Supplementary Material for: The Silencing of N-myc Downstream-Regulated Gene-1 in an Orthotopic Pancreatic Cancer Model Leads to More Aggressive Tumor Growth and Metastases
2014-06-20T00:00:00Z (GMT) by
Background: The understanding of molecular mechanisms leading to poor prognosis in pancreatic cancer may help develop treatment options. N-myc downstream-regulated gene-1 (NDRG1) has been correlated to better prognosis in pancreatic cancer. Therefore, we thought to analyze how the loss of NDRG1 affects progression in an orthotopic xenograft animal model of recurrence.

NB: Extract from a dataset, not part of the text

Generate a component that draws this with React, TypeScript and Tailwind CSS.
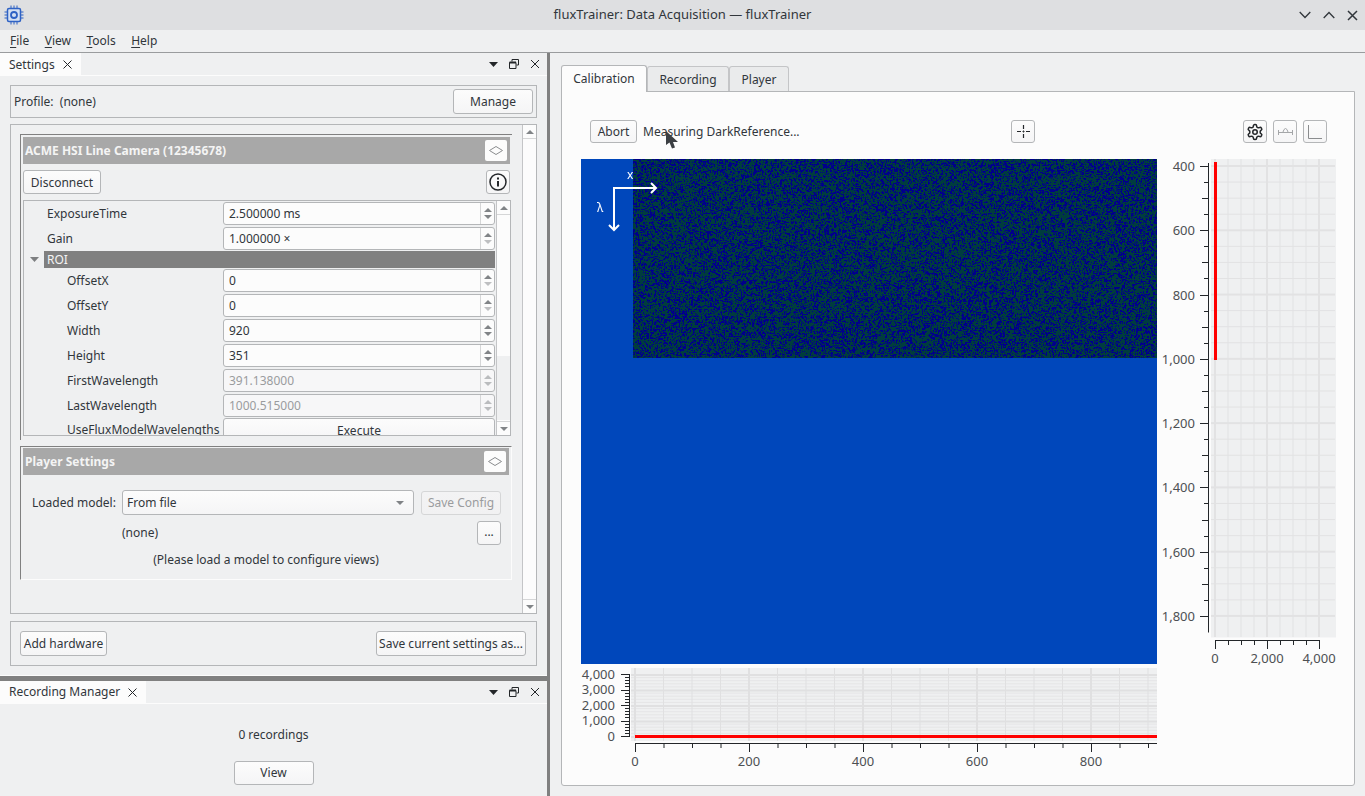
import { useEffect, useRef } from 'react';
import type { ReactNode } from 'react';

const btnBase = 'flex items-center whitespace-nowrap rounded-[3px] border bg-gradient-to-b';
const btn = `${btnBase} justify-center border-[#b4b6b8] from-[#fcfcfc] to-[#f5f5f6]`;

const Arrow = ({ dir, faded }: { dir: 'up' | 'down'; faded?: boolean }) => (
  <svg width="8" height="4" viewBox="0 0 8 4" className={faded ? 'opacity-30' : 'opacity-60'}>
    <path d={dir === 'up' ? 'M0 4 L4 0 L8 4Z' : 'M0 0 L4 4 L8 0Z'} fill="#31363b" />
  </svg>
);

const SpinRow = ({
  label,
  value,
  indent,
  disabled,
  dimDown,
}: {
  label: string;
  value: string;
  indent?: boolean;
  disabled?: boolean;
  dimDown?: boolean;
}) => (
  <div className="flex h-[25px] shrink-0 items-center">
    <span className={`w-[199px] whitespace-nowrap ${indent ? 'pl-[43px]' : 'pl-[23px]'}`}>{label}</span>
    <div
      className={`flex h-[23px] w-[272px] items-center rounded-[3px] border border-[#b4b6b8] ${disabled ? 'bg-[#f7f7f8] text-[#9a9c9e]' : 'bg-[#fcfcfc]'}`}
    >
      <span className="flex-1 pl-[5px]">{value}</span>
      <div className="flex h-full w-[14px] flex-col items-center justify-center gap-[3px] border-l border-[#d5d6d7]">
        <Arrow dir="up" faded={disabled} />
        <Arrow dir="down" faded={disabled || dimDown} />
      </div>
    </div>
  </div>
);

const Scrollbar = ({ thumbTop, thumbHeight }: { thumbTop: number; thumbHeight: number }) => (
  <div className="relative flex w-[14px] shrink-0 flex-col justify-between border-l border-[#c4c5c7] bg-[#fcfcfc]">
    <div className="flex h-[14px] items-center justify-center border-b border-[#d5d6d7]">
      <Arrow dir="up" />
    </div>
    <div
      className="absolute left-0 right-0 bg-[#eff0f1]"
      style={{ top: thumbTop, height: thumbHeight }}
    />
    <div className="flex h-[14px] items-center justify-center border-t border-[#d5d6d7]">
      <Arrow dir="down" />
    </div>
  </div>
);

const DockButtons = () => (
  <div className="flex items-center gap-[11px] pr-[7px]">
    <svg width="9" height="5" viewBox="0 0 9 5">
      <path d="M0 0 L9 0 L4.5 5Z" fill="#232629" />
    </svg>
    <svg width="10" height="10" viewBox="0 0 10 10" fill="none" stroke="#232629">
      <path d="M3 2.5V.5H9.5V6H7.5" />
      <path d="M.5 3.5H7V9.5H.5Z" />
      <path d="M.5 3.5H7" strokeWidth="2" />
    </svg>
    <svg width="10" height="10" viewBox="0 0 10 10" fill="none" stroke="#232629">
      <path d="M1 1L9 9M9 1L1 9" />
    </svg>
  </div>
);

const DockHeader = ({ title, width }: { title: string; width: string }) => (
  <div className="flex h-[23px] shrink-0 items-center justify-between border-b border-[#fcfcfc]">
    <div className={`flex h-full items-center gap-[8px] bg-[#fcfcfc] pl-[9px] ${width}`}>
      <span>{title}</span>
      <svg width="9" height="9" viewBox="0 0 9 9" fill="none" stroke="#232629">
        <path d="M.5 .5L8.5 8.5M8.5 .5L.5 8.5" />
      </svg>
    </div>
    <DockButtons />
  </div>
);

const Diamond = () => (
  <div className="flex h-[21px] w-[22px] items-center justify-center rounded-[2px] bg-[#fcfcfc]">
    <svg width="14" height="9" viewBox="0 0 14 9" fill="none" stroke="#8a8c8e">
      <path d="M.5 4.5L7 .5L13.5 4.5L7 8.5Z" />
    </svg>
  </div>
);

const GroupHeader = ({ title }: { title: string }) => (
  <div className="mx-[2px] flex h-[27px] items-center justify-between bg-[#a8a8a8] pl-[2px] pr-[3px] font-bold text-[#f4f4f4]">
    <span>{title}</span>
    <Diamond />
  </div>
);

const SettingsPanel = () => (
  <div className="flex h-[490px] border border-[#b4b6b8]">
    <div className="min-w-0 flex-1 pl-[9px] pt-[9px]">
      {/* camera group */}
      <div className="h-[306px] overflow-hidden border-l border-t border-[#808080] pt-[2px]">
        <GroupHeader title="ACME HSI Line Camera (12345678)" />
        <div className="flex items-center justify-between pl-[2px] pr-[2px] pt-[6px]">
          <button className={`${btn} h-[24px] w-[78px] pt-[1px]`}>Disconnect</button>
          <button className={`${btn} h-[24px] w-[24px]`}>
            <svg width="20" height="20" viewBox="0 0 20 20" fill="none" stroke="#232629" strokeWidth="1.5">
              <circle cx="10" cy="10" r="8" />
              <path d="M10 9V14.5" strokeWidth="2" />
              <path d="M10 5.5V7.5" strokeWidth="2" />
            </svg>
          </button>
        </div>
        <div className="ml-[2px] mt-[6px] flex h-[236px] w-[488px] border border-[#b4b6b8]">
          <div className="flex min-w-0 flex-1 flex-col overflow-hidden">
            <SpinRow label="ExposureTime" value="2.500000 ms" />
            <SpinRow label="Gain" value="1.000000 ×" dimDown />
            <div className="flex h-[17px] shrink-0 items-center">
              <svg width="9" height="5" viewBox="0 0 9 5" className="ml-[6px] mr-[5px] opacity-70">
                <path d="M0 0 L9 0 L4.5 5Z" fill="#4d5053" />
              </svg>
              <div className="flex h-full w-[451px] items-center bg-[#808080] pl-[3px] text-[#f4f4f4]">ROI</div>
            </div>
            <SpinRow indent label="OffsetX" value="0" dimDown />
            <SpinRow indent label="OffsetY" value="0" dimDown />
            <SpinRow indent label="Width" value="920" />
            <SpinRow indent label="Height" value="351" />
            <SpinRow indent disabled label="FirstWavelength" value="391.138000" />
            <SpinRow indent disabled label="LastWavelength" value="1000.515000" />
            <div className="flex h-[25px] shrink-0 items-start">
              <span className="w-[199px] whitespace-nowrap pl-[43px] pt-[3px]">UseFluxModelWavelengths</span>
              <button className={`${btn} h-[24px] w-[272px] pt-[2px]`}>Execute</button>
            </div>
          </div>
          <Scrollbar thumbTop={155} thumbHeight={64} />
        </div>
      </div>
      {/* player group */}
      <div className="mt-[6px] h-[134px] border border-b-[#fcfcfc] border-l-[#808080] border-r-[#fcfcfc] border-t-[#808080] pt-[1px]">
        <GroupHeader title="Player Settings" />
        <div className="mt-[15px] flex h-[25px] items-center pl-[11px] pr-[10px]">
          <span className="w-[90px]">Loaded model:</span>
          <div className={`${btnBase} h-[25px] w-[292px] justify-between border-[#b4b6b8] from-[#fcfcfc] to-[#f5f5f6] pl-[4px] pr-[9px]`}>
            <span>From file</span>
            <Arrow dir="down" />
          </div>
          <button className={`${btnBase} ml-[7px] h-[24px] w-[80px] justify-center border-[#d5d6d7] from-[#f3f3f4] to-[#f1f1f2] text-[#9a9c9e]`}>
            Save Config
          </button>
        </div>
        <div className="mt-[6px] flex h-[24px] items-center justify-between pl-[101px] pr-[10px]">
          <span>(none)</span>
          <button className={`${btn} h-[24px] w-[24px] pb-[2px]`}>...</button>
        </div>
        <div className="mt-[3px] text-center leading-[24px]">(Please load a model to configure views)</div>
      </div>
    </div>
    <div className="ml-[10px] flex">
      <Scrollbar thumbTop={0} thumbHeight={0} />
    </div>
  </div>
);

const LeftColumn = () => (
  <div className="flex w-[547px] shrink-0 flex-col">
    <DockHeader title="Settings" width="w-[81px] pt-[1px]" />
    <div className="flex h-[600px] flex-col px-[10px] pt-[9px]">
      <div className="flex h-[33px] items-center justify-between border border-[#b4b6b8] pl-[3px] pr-[3px]">
        <span className="whitespace-pre">Profile:  (none)</span>
        <button className={`${btn} h-[25px] w-[80px]`}>Manage</button>
      </div>
      <div className="mt-[6px]">
        <SettingsPanel />
      </div>
      <div className="mt-[7px] flex h-[45px] items-center justify-between border border-[#b4b6b8] pl-[9px] pr-[10px]">
        <button className={`${btn} h-[25px] w-[87px]`}>Add hardware</button>
        <button className={`${btn} h-[25px] w-[150px]`}>Save current settings as...</button>
      </div>
    </div>
    <div className="-mt-[1px] h-[1px] bg-[#fcfcfc]" />
    <div className="h-[5px] shrink-0 bg-[#808080]" />
    <DockHeader title="Recording Manager" width="w-[146px]" />
    <div className="flex flex-1 flex-col items-center pt-[22px]">
      <span className="leading-[18px]">0 recordings</span>
      <button className={`${btn} mt-[17px] h-[24px] w-[80px]`}>View</button>
    </div>
  </div>
);

const NoiseImage = () => {
  const ref = useRef<HTMLCanvasElement>(null);
  useEffect(() => {
    const ctx = ref.current?.getContext('2d');
    if (!ctx) return;
    const { width, height } = ctx.canvas;
    const img = ctx.createImageData(width, height);
    let seed = 12345;
    const rnd = () => {
      seed = (seed * 1664525 + 1013904223) >>> 0;
      return (seed >>> 8) / 16777216;
    };
    const cells = new Uint8Array(width * height);
    for (let y = 0; y < height; y++) {
      // some rows come out greener or bluer, like line noise on the sensor
      const bias = rnd() * 0.16 - 0.08;
      for (let x = 0; x < width; x++) {
        const r = rnd();
        let green: number;
        if (r < 0.12 && x > 0) green = cells[y * width + x - 1];
        else if (r < 0.24 && y > 0) green = cells[(y - 1) * width + x];
        else green = rnd() < 0.62 + bias ? 1 : 0;
        cells[y * width + x] = green;
        const i = (y * width + x) * 4;
        img.data[i] = 0;
        img.data[i + 1] = green ? 60 : 0;
        img.data[i + 2] = green ? 62 : 138;
        img.data[i + 3] = 255;
      }
    }
    ctx.putImageData(img, 0, 0);
  }, []);
  return <canvas ref={ref} width={524} height={199} className="block h-[199px] w-[524px]" />;
};

const HeatMap = () => (
  <div className="relative h-[505px] w-[576px] bg-[#0047bb]">
    <div className="pl-[52px]">
      <NoiseImage />
    </div>
    <svg width="90" height="80" viewBox="0 0 90 80" className="absolute left-0 top-0" fill="none" stroke="#fff" strokeWidth="2">
      <path d="M33 71V29H75" />
      <path d="M70 24L75 29L70 34" />
      <path d="M28 66L33 71L38 66" />
    </svg>
    <span className="absolute left-[46px] top-[7px] text-white">x</span>
    <span className="absolute left-[16px] top-[40px] text-white">λ</span>
  </div>
);

const range = (from: number, to: number, step: number) => {
  const out: number[] = [];
  for (let v = from; v <= to + 0.01; v += step) out.push(v);
  return out;
};

const labelClass = 'fill-[#4d5053] text-[13px]';

const SidePlot = () => {
  const ys = range(7, 473, 16.07);
  const xs = range(58, 162, 13);
  const tickStart = (i: number) => (i % 4 === 0 ? 43 : i % 2 === 0 ? 45 : 47);
  return (
    <svg width="183" height="511" viewBox="0 0 183 511" className="block">
      <rect x="54" y="0" width="125" height="478.5" fill="#eff0f1" />
      {ys.map((y, i) => (
        <rect key={y} x="54" y={y - (i % 4 === 0 ? 1 : 0.5)} width="124" height={i % 4 === 0 ? 2 : 1} fill="#e2e2e3" />
      ))}
      {xs.map((x, i) => (
        <rect key={x} x={x - (i % 4 === 0 ? 1 : 0.5)} y="0" width={i % 4 === 0 ? 2 : 1} height="478" fill="#e2e2e3" />
      ))}
      <rect x="57" y="3" width="3" height="198" fill="#ff0000" />
      <path d="M51.5 4V473.5" stroke="#232629" fill="none" />
      {ys.map((y, i) => (
        <path key={y} d={`M${tickStart(i)} ${Math.round(y) + 0.5}H51`} stroke="#232629" />
      ))}
      {['400', '600', '800', '1,000', '1,200', '1,400', '1,600', '1,800'].map((t, i) => (
        <text key={t} x="38" y={7 + i * 64.28 + 5} textAnchor="end" className={labelClass}>
          {t}
        </text>
      ))}
      <path d="M58 481.5H162" stroke="#232629" />
      {xs.map((x, i) => (
        <path key={x} d={`M${x + 0.5} 481V${i % 4 === 0 ? 490 : 486}`} stroke="#232629" />
      ))}
      {['0', '2,000', '4,000'].map((t, i) => (
        <text key={t} x={58 + i * 52} y="504" textAnchor="middle" className={labelClass}>
          {t}
        </text>
      ))}
    </svg>
  );
};

const BottomPlot = () => {
  const xs = range(54, 576, 28.5);
  const hs = range(10, 72, 3.1);
  return (
    <svg width="576" height="111" viewBox="0 0 576 111" className="block">
      <rect x="50" y="4" width="526" height="73" fill="#eff0f1" />
      {hs.map((y, i) => (
        <rect key={y} x="50" y={y} width="526" height={i % 5 === 0 ? 2 : 1} fill={i % 5 === 0 ? '#e0e0e1' : '#e5e5e6'} />
      ))}
      {xs.map((x, i) => (
        <rect key={x} x={x - (i % 4 === 0 ? 1 : 0.5)} y="4" width={i % 4 === 0 ? 2 : 1} height="73" fill="#e0e0e1" />
      ))}
      <rect x="54" y="71" width="522" height="3" fill="#ff0000" />
      <path d="M48.5 10V73" stroke="#232629" />
      {hs.map((y, i) => (
        <path key={y} d={`M${i % 5 === 0 ? 40 : 44} ${Math.round(y) + 0.5}H48`} stroke="#232629" />
      ))}
      {['4,000', '3,000', '2,000', '1,000', '0'].map((t, i) => (
        <text key={t} x="34" y={14.5 + i * 15.6} textAnchor="end" className={labelClass}>
          {t}
        </text>
      ))}
      <path d="M54 79.5H576" stroke="#232629" />
      {xs.map((x, i) => (
        <path key={x} d={`M${x + 0.5} 79V${i % 4 === 0 ? 88 : 84}`} stroke="#232629" />
      ))}
      {['0', '200', '400', '600', '800'].map((t, i) => (
        <text key={t} x={54 + i * 114} y="102" textAnchor="middle" className={labelClass}>
          {t}
        </text>
      ))}
    </svg>
  );
};

const ToolButton = ({ children }: { children: ReactNode }) => (
  <button className={`${btn} h-[23px] w-[24px]`}>{children}</button>
);

const Calibration = () => (
  <div className="flex h-[695px] flex-col rounded-b-[3px] border border-[#b4b6b8] bg-[#fcfcfc] pl-[19px] pt-[28px]">
    <div className="relative flex h-[23px] items-center pl-[9px]">
      <button className={`${btn} h-[23px] w-[47px] pt-[1px]`}>Abort</button>
      <span className="ml-[6px] pt-[1px]">Measuring DarkReference...</span>
      <div className="absolute left-[430px] top-0">
        <ToolButton>
          <svg width="13" height="13" viewBox="0 0 13 13" stroke="#232629" fill="none">
            <path d="M6.5 0V4M6.5 9V13M0 6.5H4M9 6.5H13" strokeWidth="1.2" />
            <path d="M6 6H7V7H6Z" />
          </svg>
        </ToolButton>
      </div>
      <div className="absolute left-[662px] top-0 flex gap-[6px]">
        <ToolButton>
          <svg width="18" height="18" viewBox="0 0 24 24" fill="none" stroke="#232629" strokeWidth="2">
            <path d="M12.22 2h-.44a2 2 0 0 0-2 2v.18a2 2 0 0 1-1 1.73l-.43.25a2 2 0 0 1-2 0l-.15-.08a2 2 0 0 0-2.73.73l-.22.38a2 2 0 0 0 .73 2.73l.15.1a2 2 0 0 1 1 1.72v.51a2 2 0 0 1-1 1.74l-.15.09a2 2 0 0 0-.73 2.73l.22.38a2 2 0 0 0 2.73.73l.15-.08a2 2 0 0 1 2 0l.43.25a2 2 0 0 1 1 1.73V20a2 2 0 0 0 2 2h.44a2 2 0 0 0 2-2v-.18a2 2 0 0 1 1-1.73l.43-.25a2 2 0 0 1 2 0l.15.08a2 2 0 0 0 2.73-.73l.22-.39a2 2 0 0 0-.73-2.73l-.15-.08a2 2 0 0 1-1-1.74v-.5a2 2 0 0 1 1-1.74l.15-.09a2 2 0 0 0 .73-2.73l-.22-.38a2 2 0 0 0-2.73-.73l-.15.08a2 2 0 0 1-2 0l-.43-.25a2 2 0 0 1-1-1.73V4a2 2 0 0 0-2-2z" />
            <circle cx="12" cy="12" r="3" />
          </svg>
        </ToolButton>
        <ToolButton>
          <svg width="15" height="9" viewBox="0 0 15 9" fill="none" stroke="#a4a6a8">
            <path d="M.5 3V8M14.5 3V8M.5 5.5H14.5" />
            <path d="M5 5L6 2.5L7.5 1.5L9 2.5L10 5" />
          </svg>
        </ToolButton>
        <ToolButton>
          <svg width="14" height="14" viewBox="0 0 14 14" fill="none" stroke="#8a8c8e">
            <path d="M.5 0V13.5H14" />
          </svg>
        </ToolButton>
      </div>
    </div>
    <div className="mt-[16px] flex">
      <div className="flex flex-col">
        <HeatMap />
        <BottomPlot />
      </div>
      <SidePlot />
    </div>
  </div>
);

const RightColumn = () => (
  <div className="flex min-w-0 flex-1 flex-col pl-[11px] pr-[10px] pt-[11px]">
    <div className="flex h-[27px] items-end">
      <div className="relative top-[1px] z-10 flex h-[27px] w-[86px] items-center justify-center rounded-t-[3px] border border-b-0 border-[#b4b6b8] bg-[#fcfcfc]">
        Calibration
      </div>
      <div className="flex h-[25px] w-[82px] items-center justify-center rounded-t-[3px] border border-b-0 border-[#c4c5c7] bg-[#eaebec] pt-[1px]">
        Recording
      </div>
      <div className="flex h-[25px] w-[60px] items-center justify-center rounded-t-[3px] border border-b-0 border-[#c4c5c7] bg-[#eaebec] pt-[1px]">
        Player
      </div>
    </div>
    <Calibration />
  </div>
);

const TitleBar = () => (
  <div className="relative flex h-[30px] shrink-0 items-center justify-center bg-[#dedfe1]">
    <svg width="20" height="20" viewBox="0 0 20 20" fill="none" stroke="#2f62c4" className="absolute left-[4px] top-[5px]">
      <rect x="3.5" y="3.5" width="13" height="13" rx="1.5" strokeWidth="1.5" fill="#d5e0f2" />
      <circle cx="10" cy="10" r="3" strokeWidth="1.8" />
      <path d="M7 0.5V3M10 0.5V3M13 0.5V3M7 17V19.5M10 17V19.5M13 17V19.5M0.5 7H3M0.5 10H3M0.5 13H3M17 7H19.5M17 10H19.5M17 13H19.5" strokeWidth="1" />
    </svg>
    <span className="text-[13px] text-[#31363b]">fluxTrainer: Data Acquisition — fluxTrainer</span>
    <div className="absolute right-[7px] top-[11px] flex gap-[12px]">
      <svg width="12" height="8" viewBox="0 0 12 8" fill="none" stroke="#31363b" strokeWidth="1.3">
        <path d="M.7 1L6 6.5L11.3 1" />
      </svg>
      <svg width="12" height="8" viewBox="0 0 12 8" fill="none" stroke="#31363b" strokeWidth="1.3">
        <path d="M.7 7L6 1.5L11.3 7" />
      </svg>
      <svg width="11" height="11" viewBox="0 0 11 11" fill="none" stroke="#31363b" strokeWidth="1.5" className="-mt-[1px]">
        <path d="M1 1L10 10M10 1L1 10" />
      </svg>
    </div>
  </div>
);

const MenuItem = ({ first, rest }: { first: string; rest: string }) => (
  <span>
    <span className="underline underline-offset-2">{first}</span>
    {rest}
  </span>
);

const MenuBar = () => (
  <div className="flex h-[23px] shrink-0 items-center gap-[15.5px] border-b border-[#9a9c9e] pb-[1px] pl-[10px]">
    <MenuItem first="F" rest="ile" />
    <MenuItem first="V" rest="iew" />
    <MenuItem first="T" rest="ools" />
    <MenuItem first="H" rest="elp" />
  </div>
);

const Cursor = () => (
  <svg width="13" height="18" viewBox="0 0 13 18" className="absolute left-[666px] top-[131px]">
    <path d="M0 0V14L3.5 11.5L6 17.5L9 16.5L7 11H12Z" fill="#3b3f43" />
  </svg>
);

export default function App() {
  return (
    <div className="relative flex h-[796px] w-[1365px] flex-col overflow-hidden bg-[#eff0f1] font-['Noto_Sans',sans-serif] text-[12px] text-[#31363b]">
      <TitleBar />
      <MenuBar />
      <div className="flex min-h-0 flex-1">
        <LeftColumn />
        <div className="w-[3px] shrink-0 bg-[#808080]" />
        <RightColumn />
      </div>
      <Cursor />
    </div>
  );
}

Methods: Capan-1 cells were silenced for NDRG1 (Csil) or transfected with scrambled shRNA (Cscr) and compared for anchorage-dependent and anchorage-independent growth, invasion and tube formation in vitro. In an orthotopic xenograft model of recurrence tumors were grown in the pancreatic tail. The effect of NDRG1 silencing was evaluated on tumor size and metastasis. Results: The silencing of NDRG1 in Capan-1 cells leads to more aggressive tumor growth and metastasis. We found faster cell growth, double count of invaded cells and 1.8-fold increase in tube formation in vitro. In vivo local tumors were 5.9-fold larger (p = 0.006) and the number of metastases was higher in animals with tumors silenced for NDRG1 primarily (3 vs. 1.1; p = 0.005) and at recurrence (3.3 vs. 0.9; p = 0.015). Conclusion: NDRG1 may be an interesting therapeutic target as its silencing in human pancreatic cancer cells leads to a phenotype with more aggressive tumor growth and metastasis.